Монк посмотрел на него с удивилением:
– Дисциплина?
Меньше всего он был склонен думать о ней.
Стефан опять отпил немного вина. За его спиной прошли, близко склонясь друг к другу, две женщины. Они смеялись, болтая по-французски; ветерок раздувал их пышные юбки.
– Вы думаете, короли делают что хотят? – спросил барон и покачал головой. – А вы заметили на площади австрийских солдат?
– Конечно.
– Так поверьте, по сравнению с герцогиней Ульрикой по части дисциплины это – беспорядочный, неорганизованный сброд. Я не раз был свидетелем, что она вставала в половине седьмого утра, отдавала домашней прислуге распоряжения насчет увеселительных приемов и банкетов на текущий день, а потом писала письма и принимала посетителей. После этого какое-то время проводила с герцогом, подбадривая его, давая ему советы и убеждая в чем-то. Во второй половине дня она устраивала развлечения для дам, которых хотела подчинить своему влиянию. Затем, к ужину, облачалась в великолепное платье и затмевала всех женщин. Она присутствовала на банкете до полуночи, никогда не позволяя себе выглядеть утомленной или скучающей. И все то же самое повторялось на следующий день.
Фон Эмден посмотрел на Монка поверх стакана, слегка смущенно улыбаясь, и продолжил:
– Одна из фрейлин Ульрики – моя кузина. Она любит герцогиню и трепещет перед нею. По ее словам, на свете не существует ничего, что Ульрика не могла или не захотела бы сделать в интересах короны.
– Должно быть, когда Фридрих отказался от нее, это поразило ее в самое сердце, – вслух подумал детектив. – Но все же, по-видимому, существует одно препятствие, которое она не захотела преодолеть даже ради своей страны.
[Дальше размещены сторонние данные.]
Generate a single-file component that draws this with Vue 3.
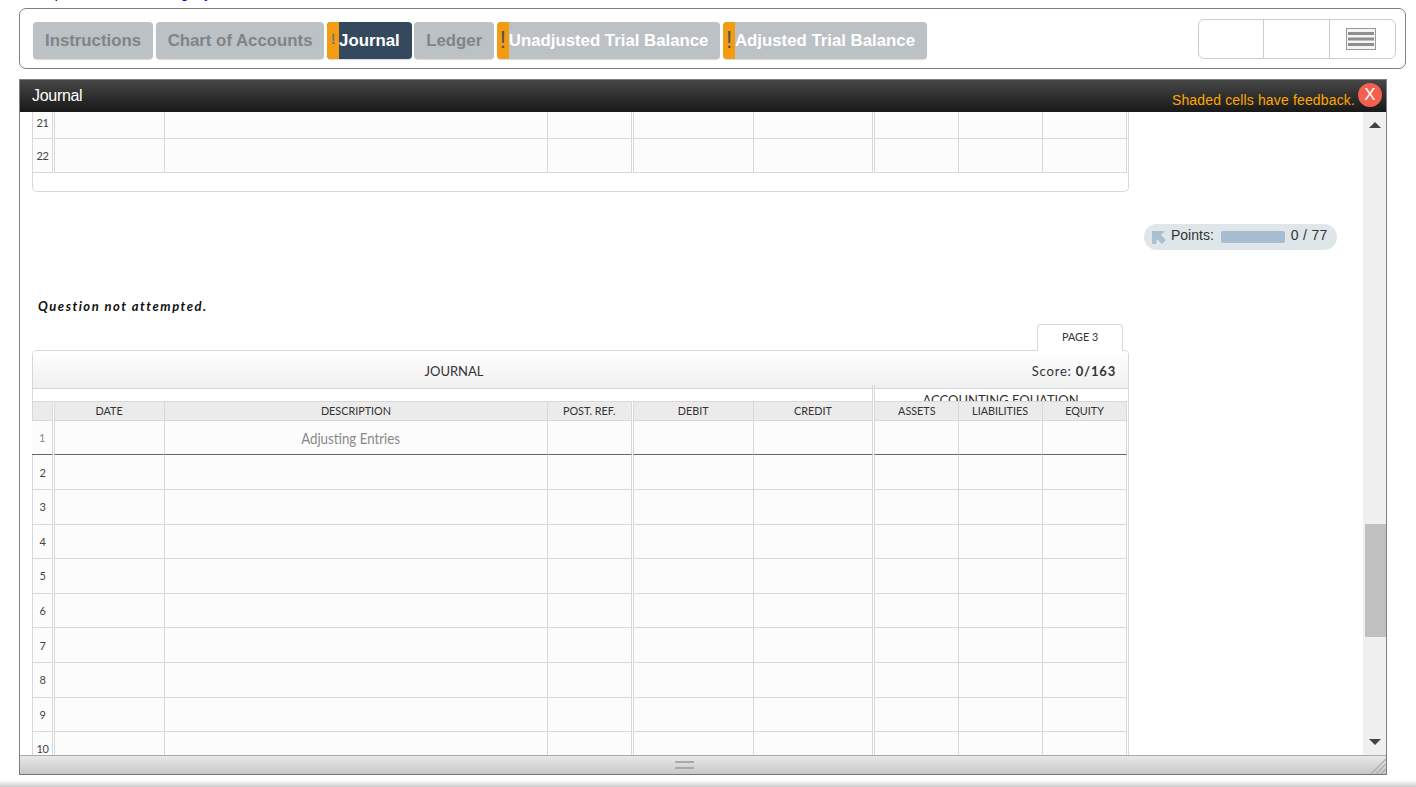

Она не позволила бы Фридриху вернуться вместе с Гизелой, не смогла бы спрятать в карман свою ненависть, даже если бы это помогло в борьбе за независимость.
Стефан молча смотрел в бокал с вином. Мягкие солнечные лучи заливали светом и теплом всю площадь. Здесь свет солнца был совсем другим, не таким, как тот, что отражался в водах каналов. Ветерок опять стих.
– И это меня удивляет, – сказал наконец барон. – Это как-то не вяжется с ее характером. Ульрика не прощает обид, но она, кажется, стала бы желчь пить, если бы это пошло на пользу короне и династии. – Он отрывисто рассмеялся и добавил: – И один раз я видел, как она это делает.
Прием прошел великолепно: это был роскошный, прекрасный отблеск Высокого Возрождения. Уильям со Стефаном прибыли на торжество по водам Гранд-канала, когда стали сгущаться сумерки. Барки и пирсы были залиты светом факелов, отражавшимся в воде. Под веслами гондол и лодок отражение разбивалось на тысячи искр. Мягкий ночной воздух ласкал лицо…
На западе горизонт был уже абрикосово-смуглым, но небо над ним еще светлело выцветающей голубизной.
Резные, источенные временем фасады дворцов купались в золоте заката. В окнах салонов и бальных залов сияли, переливаясь, тысячи свечей.
По лону вод тихо и плавно скользили гондолы. Чернели силуэты кормчих, которые слегка покачивались, чтобы удержать равновесие. Гондольеры окликали друг друга, иногда обмениваясь приветствием, но чаще – затейливой сочной бранью. Монк не знал венецианский диалект, но тональность их речи улавливал хорошо.
Гондола, в которой он сидел, подплыла к подъезду дворца, и они с Эмденом высадились на площадку, освещенную факелами. Ветерок разносил запах дыма. Сыщику не хотелось входить. Канал так и кипел бьющей ключом, волшебной жизнью. Ничего подобного Монку еще не приходилось видеть. Даже в своем печальном, омраченном чужеземной оккупацией увядании Венеция сияла древней неповторимой славой – ведь ее камни ведали тяжелую поступь веков. Она была перекрестком мировой истории. Эта романтика древности обжигала сознание Монка. Почему-то он вдруг попытался представить, какой была бы Елена Троянская в старости. Не было бы румянца, крепости и упругости мышц – но ведь остались бы те же руки и ноги, те же глаза и знание, кем она была; знание, что такой она пребудет в вечности.